Where do you think the next major innovation in the health tech sector will come from?
My vision for the near future is to have large scale sharable banks of patient samples, linked to their electronic patient records and outcomes to truly change the paradigm of “bench to bedside”, to patient-centric drug discovery, where patient data, patient outcomes and patient samples are pivotal in every step of the drug discovery process. Along with medical records, data from remote monitoring apps can supplement EPR data sets to understand chronic diseases and their management in the home. Aggregated, this information will genuinely change the way we understand disease biology, define the disease and improve patient care.
I believe that the drug discovery process we know today will completely transform thanks to access to high-quality patient data.

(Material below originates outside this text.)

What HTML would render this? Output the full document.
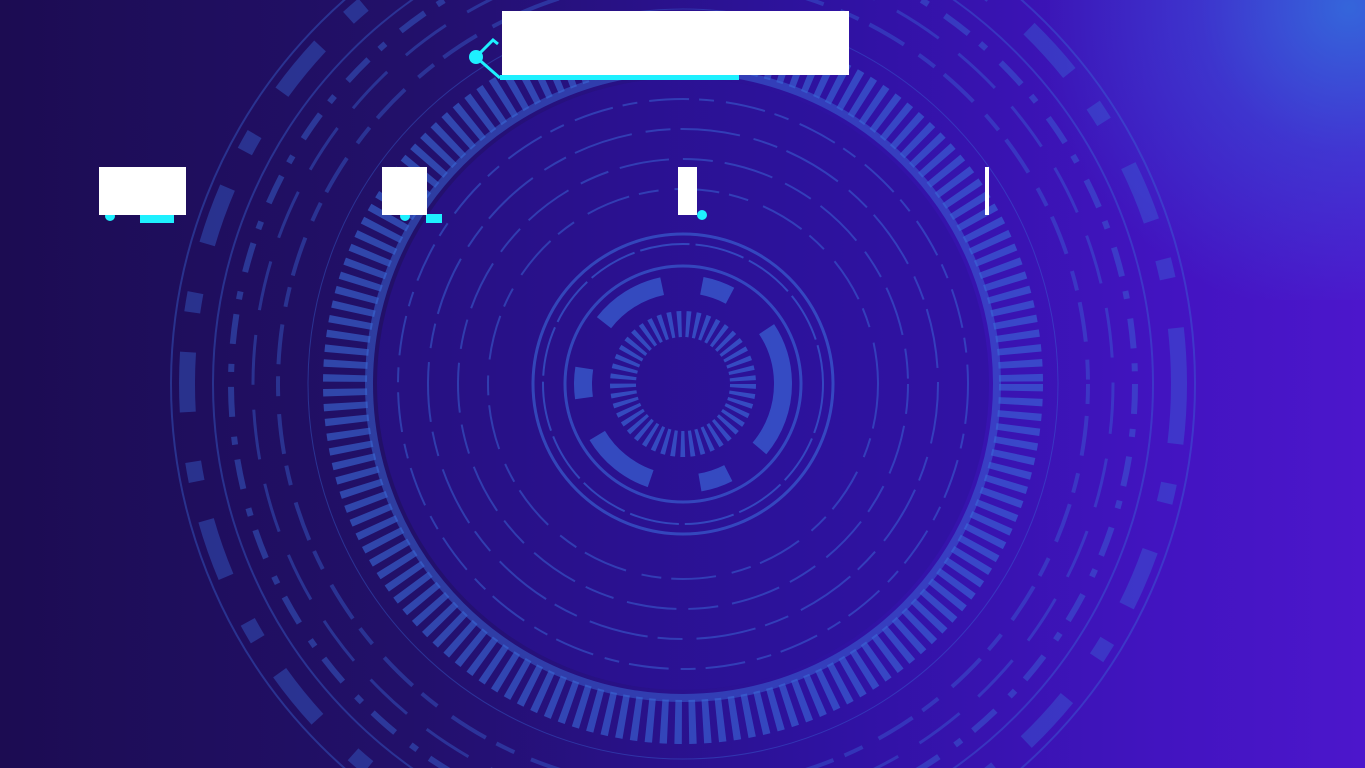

A drug discovery program will start with medical record data to define the target product profile, samples from patients will be used to run the entire drug discovery and development, moving away from a linear process of drug discovery and development from Targets ID to Clinical trials, rather an iterative process. It is akin to how agile ways of working transformed the technology sector, working with patient data and patient samples, and iterating the entire drug discovery and development process to be more iterative, would allow us to fail faster and reduce the cost of innovating in healthcare
Most critically, I hope that we will no longer need randomized control trials as we run them today. Imagine, instead of people being subjected to the lengthy and costly drug creation process, we have simulated in silico trials where the impact of compounds are modelled in virtual patients without needing to expose patients unnecessarily to drugs or placebos – only enrolling people who are predicted to respond to the drug, and in theory, accelerating the whole process of bringing the drug to market.